Rookie linebacker Kwon Alexander gets the lead due to his brave performance in the wake of his younger brother's death earlier in the weekend. Alexander, who was presented with a game ball in the locker room immediately after the game, was one of the game's stars with his team-leading 11 tackles plus an interception and a game-changing moment in which he simply ripped the football out of Julio Jones' grasp. Here are a few milestones Alexander accomplished along the way:

  • The takeaway from Julio Jones, in which Alexander tracked the receiver down from behind, pulled the football away as Jones was being tackle and returned it 20 yards to Atlanta's 21, counts as both a forced fumble and a fumble recovery. That makes the rookie 'backer the first Buccaneer to record an interception, a forced fumble and a fumble recovery in the same game since potential Hall-of-Famer John Lynch did it against New Orleans on Nov. 24, 1996. That's fine company for Alexander to keep.
  • Alexander also had an interception in the Bucs' win at New Orleans in Week Two and has now accounted for half of all the team's picks through the first seven games. He has already tied the Buccaneers' rookie record for interceptions by a linebacker, with nine more games ahead of him in which he could take it for his own. Hugh Green had two interceptions in his 1981 debut season, four years after David Lewis did the same in 1977.
  • Alexander's 11 tackles in the game marked a career high for him and were the most by a Buccaneer rookie since current teammate Lavonte David racked up 13 stops against San Diego on Nov. 11, 2012.
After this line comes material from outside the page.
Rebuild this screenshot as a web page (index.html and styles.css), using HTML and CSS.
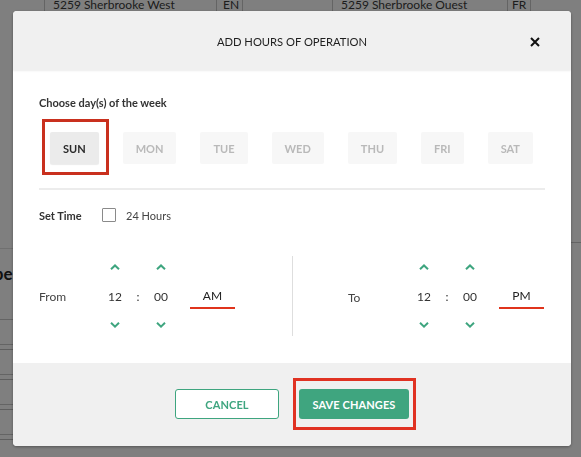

Alexander can also lead us into our next discussion, since his two takeaways gave Tampa Bay's offense possession at the Atlanta 21 and the midfield stripe, respectively. The Buccaneers capitalized with a field goal after the aforementioned strip of Julio Jones and a touchdown after Alexander's third-down interception of Matt Ryan. In fact, all of the Buccaneers' 20 points during regulation were set up by takeaways by the Buccaneers' defense. Remarkably, over their last three games, the Buccaneers have seven takeaways against just one giveaway and they have scored after every single one of those takeaways. The team's only turnover in that span was Charles Sims' desperation pitch attempt that turned into a fumble in the closing seconds at Washington. Tampa Bay has scored 41 points off turnovers in its last three games and allowed zero.WATCH: BUCS VS. FALCONS HIGHLIGHTS

The last time the Buccaneers committed one or fewer turnovers in a span of three games was in 2013. That team actually had a four-game stretch from Nov. 3 to Nov. 24 in which it turned the ball over just once. Three of those four games were victories; the other was an overtime, 27-24, loss at Seattle.

Behind-the-scenes photos of the Buccaneers vs. Falcons game at the Georgia Dome on November 1st.

Though it took a little extra time, the Buccaneers got the victory that one would expect in a game in which it so thoroughly won the turnover battle. Sunday's game marked the 20th time that Tampa Bay has forced at least four turnovers while not committing a single giveaway of its own. Not surprisingly, the Buccaneers are 17-3 in such games. The unexpected exceptions: a 17-14 overtime defeat at Green Bay on Dec. 24, 2000; a 27-26 loss to Chicago on Oct. 25, 1987; and a 17-12 decision at Pittsburgh on Oct. 30, 1983.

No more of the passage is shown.